Friday, May 03, 2002

The Real Meaning of Genocide

Last night, I was watching the tube and just about ready to hit the hay when I began my last sweep through the channels before retiring to bed. You know just in case something really unusual was on that would never be on again like the episode where Scratchy finally gets Itchy (Wow! They'll never let us show that again. Not in a million years).

I happen across a documentary about genocide on PBS and it is just starting. Drat the luck! This is something I want to see. I realize that this puts me among the .0067% of the population (which probably includes all of you as well) who actually would be disappointed that we can't stay up and watch a show about mass killing.

I elected to indulge myself and watch the first half hour of the show. Now I fancy myself a decent student of history and in particular the 20th century and felt I had a good grasp of the genocidal acts in recent history including the Holocaust, the Ukrainian famine of the 30's, the Armenians in the 20's, Cambodia, and so. But I was struck by the first two subjects of last night's show and how little I really knew about them.

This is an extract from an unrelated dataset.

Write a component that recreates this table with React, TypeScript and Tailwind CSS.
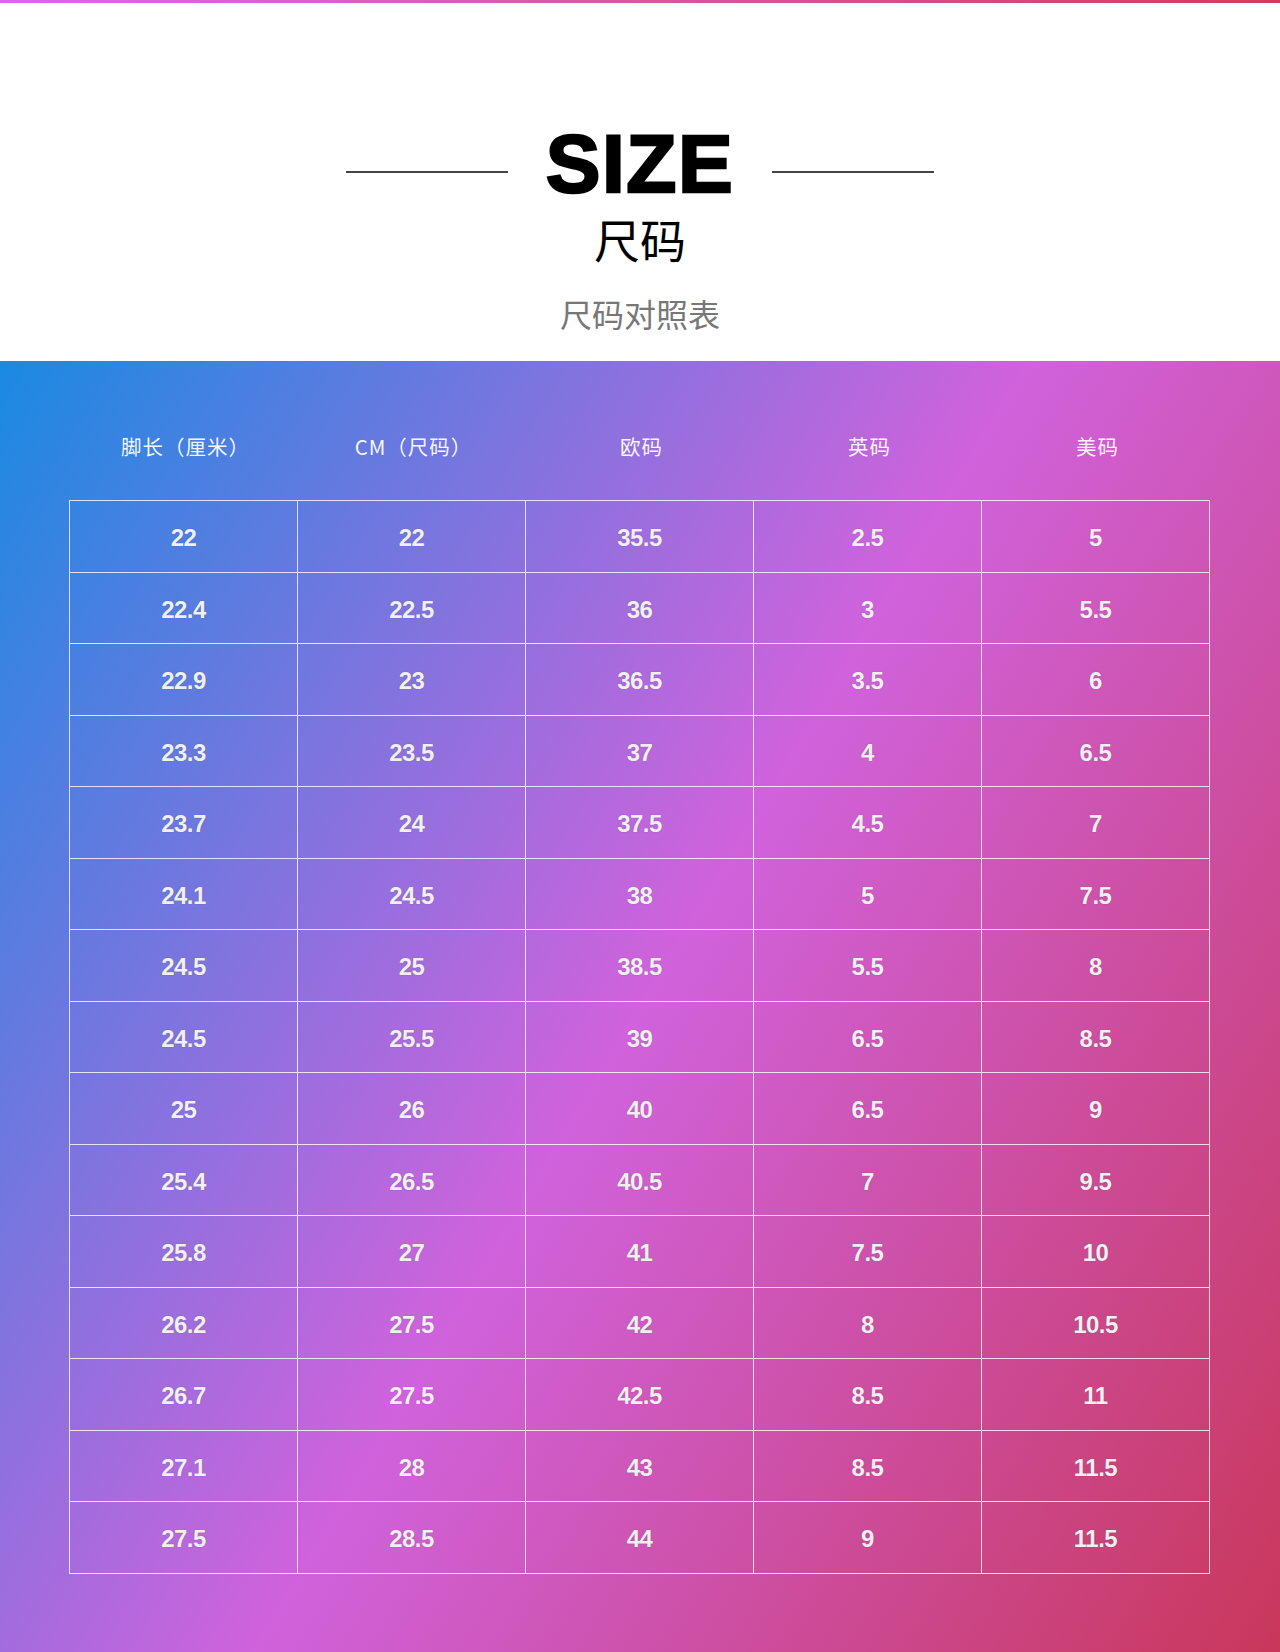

The first was China. In 1959-1960 as part of Mao's "Great Leap Forward" around two million Chinese peasants were more or less intentionally starved to death in an effort to revolutionize and modernize Chinese agriculture. Two million.

The next segment was on Cambodia which I was much more familiar with. However, if you stop and really consider the numbers what occurred there from 75'-79' under the Khmer Rouge is mind boggling.. Estimates are that one to three million people were exterminated in the "killing fields". That in and of itself is horrifying but you also must account for the fact that Cambodia's population in 1975 was around ten million. So somewhere between ten and thirty percent of the population was eliminated in under five years.

Numbers like these are almost impossible to comprehend and to it is difficult to think of the immense human suffering that resulted from these acts of genocide. But how many Americans today even have the faintest idea of what transpired in these countries in the not so distant past? I'm sure that most college students would be able to tell you all about the four students shot at Kent State protesting the Vietnam War and the massacre of hundreds(possibly as high as five hundred) of Vietnamese civilians at My Lai. And indeed they both were tragic and regrettable incidents. But what do they know of the support from North Vietnam and China that fueled the Khmer Rouge insurgency or of the fact that when the US decided to wash it's hands of Southeast Asia and refused to send supplies to the Lan Nol government it directly led to the murderous Khmer Rouge seizing control? Do they know that the Khmer Rouge were French educated Communists intent of imposing their view of a Communist utopia at any cost? That as horrible as the Holocaust was it is easily eclipsed by the numbers murdered in Communist genocides throughout the century?

To turn the Gospel on it's head a bit, it seems at time that Americans(and the West in whole) can notice the little piece of dust in our own eyes but yet ignore the big piece of wood in the eyes of others.

Today, you can see an example of this in the clamor for an investigation into the "massacre" at Jenin. The total numbers of dead vary between fifty one and fifty three in the reports I've seen. According to the Israelis forty four of the fifty one were armed fighters and the other seven were civilians whose deaths they regret. The Palestinian's acknowledge that some of the dead were fighting but claim more were civilians. The Israeli Army reported twenty three soldiers killed in the fighting. Think about it.

A fierce battle that lasted for days involving tanks, helicopter gunships, RPGs, automatic weapons, and God knows what else in a densely packed urban environment and we need to investigate to determine why a few dozen civilians may have been killed? How about a study to look at how the IDF was able to carry out such an operation with such a minimal loss of civilian life?

I daresay that in the annals of modern military history I cannot think of one instance of an army entering a city to engage enemy forces in intense firefights and having so few "collateral" causalities. The fact that twenty three Israelis soldiers were killed is a testament to the care that the IDF took to avoid civilian causalities. Kicking doors in one at a time and rousting out those inside is a much more dangerous task then simply leveling buildings with tanks and mowing down those inside as they flee. Or surrounding a city and leveling it with artillery and aerial bombing as the Russians did to Grozny not that many years ago.

Why is it that the intentional deaths of millions driven by a inhumane ideology are so easily forgotten and never called to accountability (how many Americans who have supported Communism have ever admitted their culpability in the horrors the movement spawned worldwide?) while any incident by the US or it's allies(now pretty much limited to Britain and Israel) that results in any loss of live is magnified and never allowed to rest no matter how unintentional it was or how many times we admit our fault and apologize it?